Mocanu and Tapu, “Automatic Subtitle Synchronization and Positioning System Dedicated to Deaf and Hearing Impaired People” (IEEE Access 2021) introduces an automatic subtitle positioning system that is based on text information in the image. Text information is part of a region of interest (ROI) in an image. Other important areas of a screen, such as a human face in a movie or a ball in a sports broadcast, may be occluded by the subtitles.
So that the manner in which the features of the present embodiments can be understood in detail, a more particular description of the embodiments, briefly summarized above, may be had by reference to embodiments, some of which are illustrated in the appended drawings. It is to be noted, however, that the appended drawings illustrate only typical embodiments and are therefore not to be considered limiting of its scope.
At least to attempt to provide automatic subtitle positioning without manual input of a subtitle position by a user and reduce a likelihood that sub-titles overwrite areas of interest in a video, some examples set subtitle position based on saliency-detection to detect areas of interest in a video frame and attempt to avoid overlapping areas of interest by subtitles. Some examples can be implemented as a processor-executed software or circuitry to automatically find a position for the subtitles in video frames. Some examples can be used to place subtitles at for online video, live streaming, television (TV) broadcasting, and video software vendors. Some examples can automatically position video subtitles based, at least, on (1) artificial intelligence (AI) based saliency detection (e.g., neural network) to divide a video frame into one or more regions of interest and one or more regions that are not of interest and (2) a time adaptive scheme to select a position for the sub-titles for different frames of video.
As described earlier, in some cases, subtitles can be positioned in a portion of a screen that would occlude information of interest to a user.
Application 204 can include applications such as a media player, web browsers, video editor, social media application, video game, or others. Driver 202 executed by processor 200 can provide access to display interface 254 to an applications 204 executing on processor 200. In some examples, driver 202 can process image file 208 to identify one or more potential locations on a frame of video or an image in which to position a subtitle based on one or more regions of interest to a viewer and considering frame-to-frame subtitle location, as described herein. Image file 208 can include video, one or more still images, audio, metadata, 2D or 3D graphics images generated by a graphics processing pipeline, and so forth. Display interface 254 can provide video frames or images with subtitles 210 to display 270 for display.
Decoder 404 can output video frames 406 for processing. In some examples, decoder 404 can generate subtitle text 420. For example, subtitle text 420 can be generated based on closed captioning (CC) data associated with video file 402 that provides a transcript of audio and can be synchronized with audio playback. In some examples, subtitle text can be encoded into one or more associated video frames and decoding video can provide subtitle text for each frame. In some examples, subtitle text 420 can be generated by transcribing audio generated from decoding video file 402. In some examples, subtitle text 420 can be retrieved from a file associated with video file 402.

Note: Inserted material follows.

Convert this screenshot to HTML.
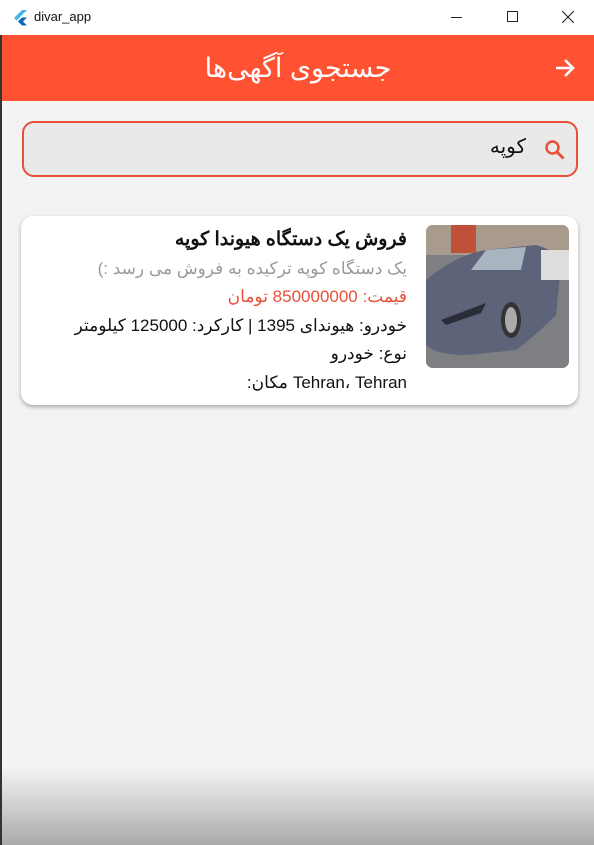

Saliency detection 408 can detect images that are considered salient or of interest to a viewer and that are less likely to be covered by subtitles. For example, a largest person or people in a frame can be considered salient. For example, a car or plane in a frame can be considered salient. For example, a centered image in a frame can be considered salient. For example, text in a frame can be considered salient. For example, the following can be considered non-salient: lake region, sky region, uniform colored region (e.g., football or baseball field), or others. In some examples, salient images can be identified by use of neural networks such as convolutional neural networks (CNNs). Neural networks can be trained to perform inference of features in a visual feature representation. A CNN or other neural network can be trained with video and games and tag images in video and games to identify salient regions. For example, a largest person in a frame can be considered salient. For example, a car or plane can be considered salient. For example, a centered image can be considered salient. For example, an image of a human can be considered salient. For example, the following can be considered non-salient: lake region, sky region, uniform colored region (e.g., house, football field, or baseball field).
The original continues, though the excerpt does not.